**PROBLEM**
Both end lines count: copy exactly from the line that contains "Recreate this image" to the line that contains "import React from", and only those lines.

***** RECORDS SHOWN *****

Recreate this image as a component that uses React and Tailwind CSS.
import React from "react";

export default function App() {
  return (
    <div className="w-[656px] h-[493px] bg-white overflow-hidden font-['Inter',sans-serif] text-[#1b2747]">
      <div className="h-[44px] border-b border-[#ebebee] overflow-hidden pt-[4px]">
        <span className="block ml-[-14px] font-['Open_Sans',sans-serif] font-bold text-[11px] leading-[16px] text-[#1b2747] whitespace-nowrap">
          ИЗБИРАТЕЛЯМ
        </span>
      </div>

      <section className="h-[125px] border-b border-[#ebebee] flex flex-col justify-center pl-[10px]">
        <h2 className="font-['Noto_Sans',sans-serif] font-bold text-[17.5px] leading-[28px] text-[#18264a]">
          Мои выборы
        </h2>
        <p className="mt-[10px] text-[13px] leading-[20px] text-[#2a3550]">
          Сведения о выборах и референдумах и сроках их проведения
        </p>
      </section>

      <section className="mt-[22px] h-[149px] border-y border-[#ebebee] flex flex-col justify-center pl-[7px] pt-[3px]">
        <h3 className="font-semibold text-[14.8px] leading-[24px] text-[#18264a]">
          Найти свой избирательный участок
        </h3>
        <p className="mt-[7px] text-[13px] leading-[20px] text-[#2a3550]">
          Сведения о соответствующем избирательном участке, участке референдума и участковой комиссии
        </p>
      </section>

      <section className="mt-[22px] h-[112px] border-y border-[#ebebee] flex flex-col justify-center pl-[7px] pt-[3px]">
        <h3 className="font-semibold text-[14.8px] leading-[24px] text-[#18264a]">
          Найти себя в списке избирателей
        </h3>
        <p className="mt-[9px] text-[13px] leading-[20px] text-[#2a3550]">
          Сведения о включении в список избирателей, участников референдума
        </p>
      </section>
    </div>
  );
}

*****
***** RECORDS SHOWN *****

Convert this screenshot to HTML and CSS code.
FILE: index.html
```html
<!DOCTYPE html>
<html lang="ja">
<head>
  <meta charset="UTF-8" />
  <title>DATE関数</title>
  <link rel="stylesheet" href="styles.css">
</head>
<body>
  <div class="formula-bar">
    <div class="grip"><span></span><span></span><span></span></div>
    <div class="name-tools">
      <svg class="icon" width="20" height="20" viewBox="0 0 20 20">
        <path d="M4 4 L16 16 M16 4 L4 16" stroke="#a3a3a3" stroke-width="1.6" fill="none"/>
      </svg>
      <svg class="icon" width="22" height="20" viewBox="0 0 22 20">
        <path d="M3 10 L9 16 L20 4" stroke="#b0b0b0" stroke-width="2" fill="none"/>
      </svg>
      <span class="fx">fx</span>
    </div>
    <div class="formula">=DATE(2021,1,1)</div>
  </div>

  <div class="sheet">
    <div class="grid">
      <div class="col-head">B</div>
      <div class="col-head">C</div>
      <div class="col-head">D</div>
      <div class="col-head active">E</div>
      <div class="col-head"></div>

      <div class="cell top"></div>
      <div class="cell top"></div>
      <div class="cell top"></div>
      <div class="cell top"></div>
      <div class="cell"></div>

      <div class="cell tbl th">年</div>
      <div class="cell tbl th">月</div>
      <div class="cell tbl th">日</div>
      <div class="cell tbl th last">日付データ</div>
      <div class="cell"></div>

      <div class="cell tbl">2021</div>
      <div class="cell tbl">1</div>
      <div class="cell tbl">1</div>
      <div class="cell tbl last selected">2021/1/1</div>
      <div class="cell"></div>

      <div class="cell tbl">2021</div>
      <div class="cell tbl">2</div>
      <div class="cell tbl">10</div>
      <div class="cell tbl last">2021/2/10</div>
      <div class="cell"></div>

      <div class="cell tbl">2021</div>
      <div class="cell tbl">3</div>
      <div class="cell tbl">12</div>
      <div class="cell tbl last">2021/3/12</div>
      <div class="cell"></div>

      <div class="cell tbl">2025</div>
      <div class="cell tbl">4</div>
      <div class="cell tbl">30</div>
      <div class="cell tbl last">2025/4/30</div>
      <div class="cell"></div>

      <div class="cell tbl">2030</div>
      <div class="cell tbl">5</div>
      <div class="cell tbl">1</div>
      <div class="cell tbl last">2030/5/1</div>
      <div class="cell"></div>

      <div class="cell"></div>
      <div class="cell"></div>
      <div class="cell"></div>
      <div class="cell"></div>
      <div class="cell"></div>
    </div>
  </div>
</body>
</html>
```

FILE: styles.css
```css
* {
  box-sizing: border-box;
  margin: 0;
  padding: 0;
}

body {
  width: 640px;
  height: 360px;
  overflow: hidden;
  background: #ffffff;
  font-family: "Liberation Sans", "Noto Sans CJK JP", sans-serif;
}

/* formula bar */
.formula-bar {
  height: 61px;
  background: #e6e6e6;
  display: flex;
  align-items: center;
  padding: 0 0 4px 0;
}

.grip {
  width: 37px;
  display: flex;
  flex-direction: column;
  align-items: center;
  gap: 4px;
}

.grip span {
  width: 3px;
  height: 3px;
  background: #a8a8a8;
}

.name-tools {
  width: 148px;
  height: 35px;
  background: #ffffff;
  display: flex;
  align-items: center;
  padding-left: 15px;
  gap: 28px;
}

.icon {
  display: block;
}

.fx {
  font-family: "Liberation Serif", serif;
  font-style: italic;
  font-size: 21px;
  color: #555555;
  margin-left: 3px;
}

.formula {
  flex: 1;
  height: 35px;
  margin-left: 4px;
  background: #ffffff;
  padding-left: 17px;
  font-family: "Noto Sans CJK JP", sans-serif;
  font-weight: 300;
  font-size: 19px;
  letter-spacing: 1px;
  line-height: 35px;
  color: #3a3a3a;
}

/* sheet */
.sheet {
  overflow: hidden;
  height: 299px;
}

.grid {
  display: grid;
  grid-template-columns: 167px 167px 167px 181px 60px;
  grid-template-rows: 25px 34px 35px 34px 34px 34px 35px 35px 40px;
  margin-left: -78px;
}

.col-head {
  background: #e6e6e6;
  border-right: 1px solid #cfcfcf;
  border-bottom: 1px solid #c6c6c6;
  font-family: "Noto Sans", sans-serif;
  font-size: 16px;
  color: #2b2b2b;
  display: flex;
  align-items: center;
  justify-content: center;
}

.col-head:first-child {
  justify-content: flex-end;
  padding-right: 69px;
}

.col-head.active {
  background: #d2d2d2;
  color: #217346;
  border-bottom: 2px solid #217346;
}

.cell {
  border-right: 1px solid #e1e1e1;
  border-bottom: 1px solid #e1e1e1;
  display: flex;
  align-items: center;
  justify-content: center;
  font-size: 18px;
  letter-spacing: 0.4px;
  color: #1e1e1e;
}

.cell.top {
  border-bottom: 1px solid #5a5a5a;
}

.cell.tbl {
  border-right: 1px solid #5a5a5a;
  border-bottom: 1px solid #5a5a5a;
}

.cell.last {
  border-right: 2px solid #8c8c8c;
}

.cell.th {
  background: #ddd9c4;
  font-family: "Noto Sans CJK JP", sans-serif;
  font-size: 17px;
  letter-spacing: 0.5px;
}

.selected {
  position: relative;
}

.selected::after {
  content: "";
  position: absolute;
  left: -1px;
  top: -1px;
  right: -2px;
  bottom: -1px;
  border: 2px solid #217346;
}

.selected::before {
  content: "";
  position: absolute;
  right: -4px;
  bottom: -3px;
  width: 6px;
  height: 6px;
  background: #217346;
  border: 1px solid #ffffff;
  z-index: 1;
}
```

*****

**FINAL ANSWER**
Recreate this image as a component that uses React and Tailwind CSS.
import React from "react";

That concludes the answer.